::: Data provided

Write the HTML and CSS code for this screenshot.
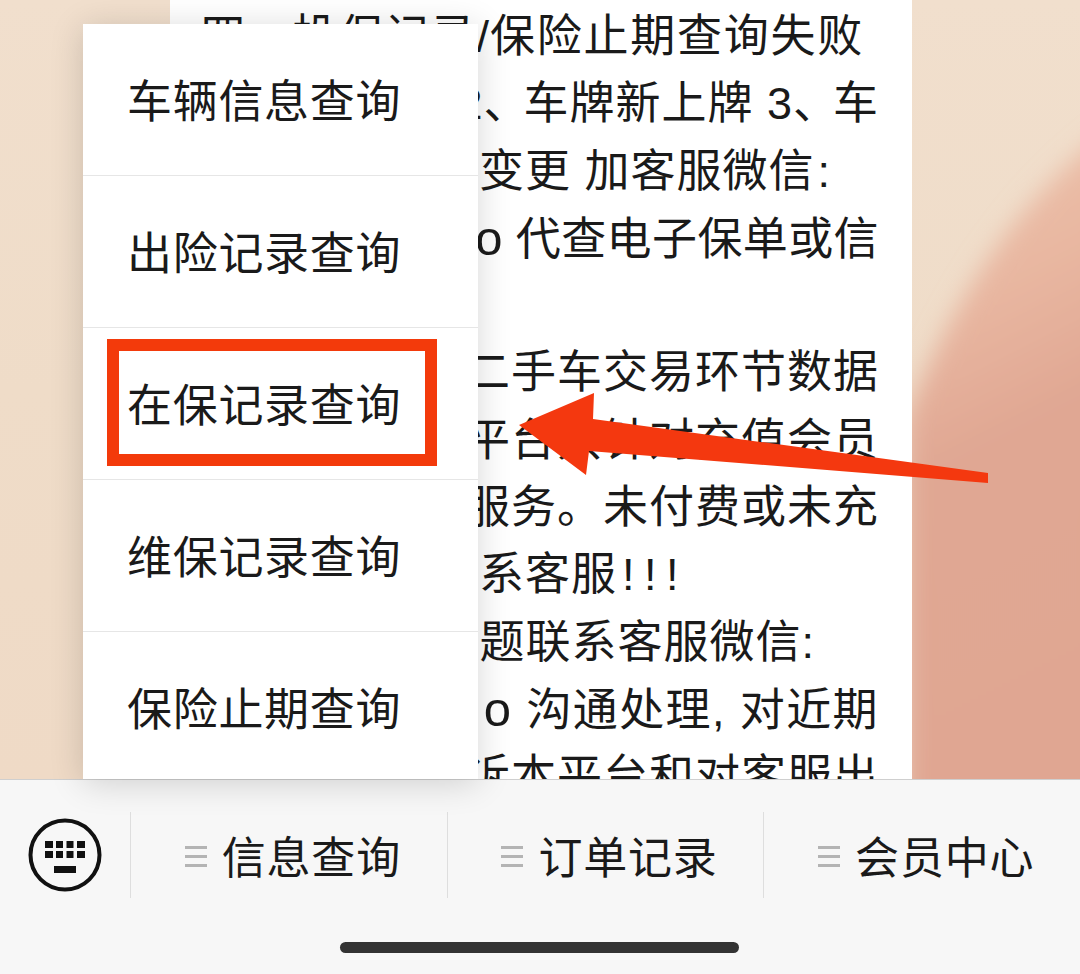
FILE: index.html
```html
<!DOCTYPE html>
<html lang="zh-CN">
<head>
<meta charset="utf-8">
<title>在保记录查询</title>
<link rel="stylesheet" href="styles.css">
</head>
<body>
<div class="screen">
  <main class="page">
    <svg class="wallpaper" viewBox="0 0 1080 779" aria-hidden="true">
      <defs>
        <linearGradient id="blob" x1="0" y1="0" x2="0.15" y2="1">
          <stop offset="0" stop-color="#eec5ae"/>
          <stop offset="0.3" stop-color="#e8b6a0"/>
          <stop offset="0.5" stop-color="#e0a793"/>
          <stop offset="1" stop-color="#e0a692"/>
        </linearGradient>
        <filter id="soft"><feGaussianBlur stdDeviation="12"/></filter>
      </defs>
      <path d="M1110 130C1030 190 960 280 905 420V820H1110Z" fill="url(#blob)" filter="url(#soft)"/>
    </svg>
    <article class="sheet">
      <p class="line end-1">四、投保记录/<span class="wide">保险止期查询失败</span></p>
      <p class="line">2<span class="dun">、</span>车牌新上牌 3<span class="dun">、</span>车</p>
      <p class="line end-3">变更 加客服微信<span class="colon">:</span></p>
      <p class="line tight"><span class="latin">o</span> 代查电子保单或信</p>
      <p class="line">&nbsp;</p>
      <p class="line">二手车交易环节数据</p>
      <p class="line">平台只针对充值会员</p>
      <p class="line">服务。未付费或未充</p>
      <p class="line end-9">系客服<span class="bangs">!!!</span></p>
      <p class="line end-10">题联系客服微信:</p>
      <p class="line loose"><span class="latin">o</span> 沟通处理, 对近期</p>
      <p class="line">诉本平台和对客服出</p>
    </article>
  </main>

  <nav class="menu">
    <a class="menu-item">车辆信息查询</a>
    <a class="menu-item">出险记录查询</a>
    <a class="menu-item">在保记录查询</a>
    <a class="menu-item">维保记录查询</a>
    <a class="menu-item">保险止期查询</a>
  </nav>

  <footer class="bar">
    <div class="tabs">
      <div class="kbd-cell">
        <svg class="kbd" viewBox="0 0 74 74" aria-hidden="true">
          <circle cx="37" cy="37" r="34.5" fill="none" stroke="#111" stroke-width="4"/>
          <g fill="#111">
            <rect x="17" y="23" width="8" height="7"/><rect x="28" y="23" width="7" height="7"/><rect x="38.5" y="23" width="7" height="7"/><rect x="49" y="23" width="8" height="7"/>
            <rect x="17" y="33" width="8" height="7"/><rect x="28" y="33" width="7" height="7"/><rect x="38.5" y="33" width="7" height="7"/><rect x="49" y="33" width="8" height="7"/>
            <rect x="26" y="48" width="22" height="7"/>
          </g>
        </svg>
      </div>
      <div class="tab"><span class="burger"></span><span>信息查询</span></div>
      <div class="tab"><span class="burger"></span><span>订单记录</span></div>
      <div class="tab"><span class="burger"></span><span>会员中心</span></div>
    </div>
    <div class="home"></div>
  </footer>

  <div class="highlight"></div>
  <svg class="arrow" viewBox="0 0 1080 974" aria-hidden="true">
    <path d="M519 425L594 393L593 419L988 473V483L589 451L586 475Z" fill="#f4380f"/>
  </svg>
</div>
</body>
</html>
```

FILE: styles.css
```css
* { box-sizing: border-box; }

html, body {
  margin: 0;
  padding: 0;
  background: #f7f7f7;
}

.screen {
  position: relative;
  display: flex;
  flex-direction: column;
  width: 1080px;
  height: 974px;
  overflow: hidden;
  font-family: "Liberation Sans", "Noto Sans CJK SC", sans-serif;
  color: #1a1a1a;
}

.page {
  position: relative;
  height: 779px;
  flex: none;
  overflow: hidden;
  background: linear-gradient(180deg, #f1dfcd 0%, #efdcc8 50%, #efdac6 100%);
}

.wallpaper {
  position: absolute;
  inset: 0;
  width: 1080px;
  height: 779px;
}

.sheet {
  position: relative;
  width: 742px;
  height: 779px;
  margin-left: 170px;
  padding: 3px 33px 0 0;
  background: #fff;
}

.line {
  margin: 0;
  height: 67.3px;
  line-height: 67.3px;
  font-size: 45px;
  letter-spacing: 1px;
  white-space: nowrap;
  text-align: right;
}

.end-1 { padding-right: 15px; }
.end-3 { padding-right: 48px; }
.end-9 { padding-right: 191px; }
.end-10 { padding-right: 64px; }

.tight { letter-spacing: 0.4px; }
.loose { letter-spacing: 1.4px; }
.wide { letter-spacing: 1.75px; }

.dun { letter-spacing: -5px; }
.colon { margin-left: 3px; }
.latin { font-size: 49px; }

.bangs {
  margin-left: 5px;
  letter-spacing: 9.5px;
}

.menu {
  position: absolute;
  left: 83px;
  top: 24px;
  width: 395px;
  height: 755px;
  overflow: hidden;
  background: #fff;
  box-shadow: 0 4px 32px rgba(0, 0, 0, 0.16);
  z-index: 2;
}

.menu-item {
  display: flex;
  align-items: center;
  height: 152px;
  padding: 0 0 3px 44px;
  font-size: 45px;
  letter-spacing: 0.7px;
  border-bottom: 1px solid #e6e6e6;
  white-space: nowrap;
}

.bar {
  position: relative;
  flex: 1;
  display: flex;
  flex-direction: column;
  background: #f7f7f7;
  border-top: 1px solid #cfcfcf;
  z-index: 1;
}

.tabs {
  display: flex;
  height: 86px;
  margin-top: 32px;
}

.kbd-cell {
  display: flex;
  align-items: center;
  justify-content: center;
  width: 130px;
  padding-right: 1px;
}

.kbd {
  width: 74px;
  height: 74px;
}

.tab {
  flex: 1;
  display: flex;
  align-items: center;
  justify-content: center;
  gap: 15px;
  padding-left: 8px;
  font-size: 44px;
  letter-spacing: 0.8px;
  border-left: 1px solid #dedede;
  white-space: nowrap;
}

.burger {
  width: 22px;
  height: 21px;
  flex: none;
  margin-top: 2px;
  background: repeating-linear-gradient(180deg, #b4b4b4 0 3px, transparent 3px 9px);
}

.home {
  width: 399px;
  height: 11px;
  margin: 44px 0 0 340px;
  border-radius: 6px;
  background: #333;
}

.highlight {
  position: absolute;
  left: 107px;
  top: 339px;
  width: 330px;
  height: 127px;
  border: 12px solid #f33a0b;
  z-index: 3;
}

.arrow {
  position: absolute;
  inset: 0;
  width: 1080px;
  height: 974px;
  z-index: 4;
  pointer-events: none;
}
```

::::::

■ Set exercise
Print the full listing exactly, dropping the pictures.

■ Output of the exercise
Write the HTML and CSS code for this screenshot.
FILE: index.html
```html
<!DOCTYPE html>
<html lang="zh-CN">
<head>
<meta charset="utf-8">
<title>在保记录查询</title>
<link rel="stylesheet" href="styles.css">
</head>
<body>
<div class="screen">
  <main class="page">
    <svg class="wallpaper" viewBox="0 0 1080 779" aria-hidden="true">
      <defs>
        <linearGradient id="blob" x1="0" y1="0" x2="0.15" y2="1">
          <stop offset="0" stop-color="#eec5ae"/>
          <stop offset="0.3" stop-color="#e8b6a0"/>
          <stop offset="0.5" stop-color="#e0a793"/>
          <stop offset="1" stop-color="#e0a692"/>
        </linearGradient>
        <filter id="soft"><feGaussianBlur stdDeviation="12"/></filter>
      </defs>
      <path d="M1110 130C1030 190 960 280 905 420V820H1110Z" fill="url(#blob)" filter="url(#soft)"/>
    </svg>
    <article class="sheet">
      <p class="line end-1">四、投保记录/<span class="wide">保险止期查询失败</span></p>
      <p class="line">2<span class="dun">、</span>车牌新上牌 3<span class="dun">、</span>车</p>
      <p class="line end-3">变更 加客服微信<span class="colon">:</span></p>
      <p class="line tight"><span class="latin">o</span> 代查电子保单或信</p>
      <p class="line">&nbsp;</p>
      <p class="line">二手车交易环节数据</p>
      <p class="line">平台只针对充值会员</p>
      <p class="line">服务。未付费或未充</p>
      <p class="line end-9">系客服<span class="bangs">!!!</span></p>
      <p class="line end-10">题联系客服微信:</p>
      <p class="line loose"><span class="latin">o</span> 沟通处理, 对近期</p>
      <p class="line">诉本平台和对客服出</p>
    </article>
  </main>

  <nav class="menu">
    <a class="menu-item">车辆信息查询</a>
    <a class="menu-item">出险记录查询</a>
    <a class="menu-item">在保记录查询</a>
    <a class="menu-item">维保记录查询</a>
    <a class="menu-item">保险止期查询</a>
  </nav>

  <footer class="bar">
    <div class="tabs">
      <div class="kbd-cell">
        <svg class="kbd" viewBox="0 0 74 74" aria-hidden="true">
          <circle cx="37" cy="37" r="34.5" fill="none" stroke="#111" stroke-width="4"/>
          <g fill="#111">
            <rect x="17" y="23" width="8" height="7"/><rect x="28" y="23" width="7" height="7"/><rect x="38.5" y="23" width="7" height="7"/><rect x="49" y="23" width="8" height="7"/>
            <rect x="17" y="33" width="8" height="7"/><rect x="28" y="33" width="7" height="7"/><rect x="38.5" y="33" width="7" height="7"/><rect x="49" y="33" width="8" height="7"/>
            <rect x="26" y="48" width="22" height="7"/>
          </g>
        </svg>
      </div>
      <div class="tab"><span class="burger"></span><span>信息查询</span></div>
      <div class="tab"><span class="burger"></span><span>订单记录</span></div>
      <div class="tab"><span class="burger"></span><span>会员中心</span></div>
    </div>
    <div class="home"></div>
  </footer>

  <div class="highlight"></div>
  <svg class="arrow" viewBox="0 0 1080 974" aria-hidden="true">
    <path d="M519 425L594 393L593 419L988 473V483L589 451L586 475Z" fill="#f4380f"/>
  </svg>
</div>
</body>
</html>
```

FILE: styles.css
```css
* { box-sizing: border-box; }

html, body {
  margin: 0;
  padding: 0;
  background: #f7f7f7;
}

.screen {
  position: relative;
  display: flex;
  flex-direction: column;
  width: 1080px;
  height: 974px;
  overflow: hidden;
  font-family: "Liberation Sans", "Noto Sans CJK SC", sans-serif;
  color: #1a1a1a;
}

.page {
  position: relative;
  height: 779px;
  flex: none;
  overflow: hidden;
  background: linear-gradient(180deg, #f1dfcd 0%, #efdcc8 50%, #efdac6 100%);
}

.wallpaper {
  position: absolute;
  inset: 0;
  width: 1080px;
  height: 779px;
}

.sheet {
  position: relative;
  width: 742px;
  height: 779px;
  margin-left: 170px;
  padding: 3px 33px 0 0;
  background: #fff;
}

.line {
  margin: 0;
  height: 67.3px;
  line-height: 67.3px;
  font-size: 45px;
  letter-spacing: 1px;
  white-space: nowrap;
  text-align: right;
}

.end-1 { padding-right: 15px; }
.end-3 { padding-right: 48px; }
.end-9 { padding-right: 191px; }
.end-10 { padding-right: 64px; }

.tight { letter-spacing: 0.4px; }
.loose { letter-spacing: 1.4px; }
.wide { letter-spacing: 1.75px; }

.dun { letter-spacing: -5px; }
.colon { margin-left: 3px; }
.latin { font-size: 49px; }

.bangs {
  margin-left: 5px;
  letter-spacing: 9.5px;
}

.menu {
  position: absolute;
  left: 83px;
  top: 24px;
  width: 395px;
  height: 755px;
  overflow: hidden;
  background: #fff;
  box-shadow: 0 4px 32px rgba(0, 0, 0, 0.16);
  z-index: 2;
}

.menu-item {
  display: flex;
  align-items: center;
  height: 152px;
  padding: 0 0 3px 44px;
  font-size: 45px;
  letter-spacing: 0.7px;
  border-bottom: 1px solid #e6e6e6;
  white-space: nowrap;
}

.bar {
  position: relative;
  flex: 1;
  display: flex;
  flex-direction: column;
  background: #f7f7f7;
  border-top: 1px solid #cfcfcf;
  z-index: 1;
}

.tabs {
  display: flex;
  height: 86px;
  margin-top: 32px;
}

.kbd-cell {
  display: flex;
  align-items: center;
  justify-content: center;
  width: 130px;
  padding-right: 1px;
}

.kbd {
  width: 74px;
  height: 74px;
}

.tab {
  flex: 1;
  display: flex;
  align-items: center;
  justify-content: center;
  gap: 15px;
  padding-left: 8px;
  font-size: 44px;
  letter-spacing: 0.8px;
  border-left: 1px solid #dedede;
  white-space: nowrap;
}

.burger {
  width: 22px;
  height: 21px;
  flex: none;
  margin-top: 2px;
  background: repeating-linear-gradient(180deg, #b4b4b4 0 3px, transparent 3px 9px);
}

.home {
  width: 399px;
  height: 11px;
  margin: 44px 0 0 340px;
  border-radius: 6px;
  background: #333;
}

.highlight {
  position: absolute;
  left: 107px;
  top: 339px;
  width: 330px;
  height: 127px;
  border: 12px solid #f33a0b;
  z-index: 3;
}

.arrow {
  position: absolute;
  inset: 0;
  width: 1080px;
  height: 974px;
  z-index: 4;
  pointer-events: none;
}
```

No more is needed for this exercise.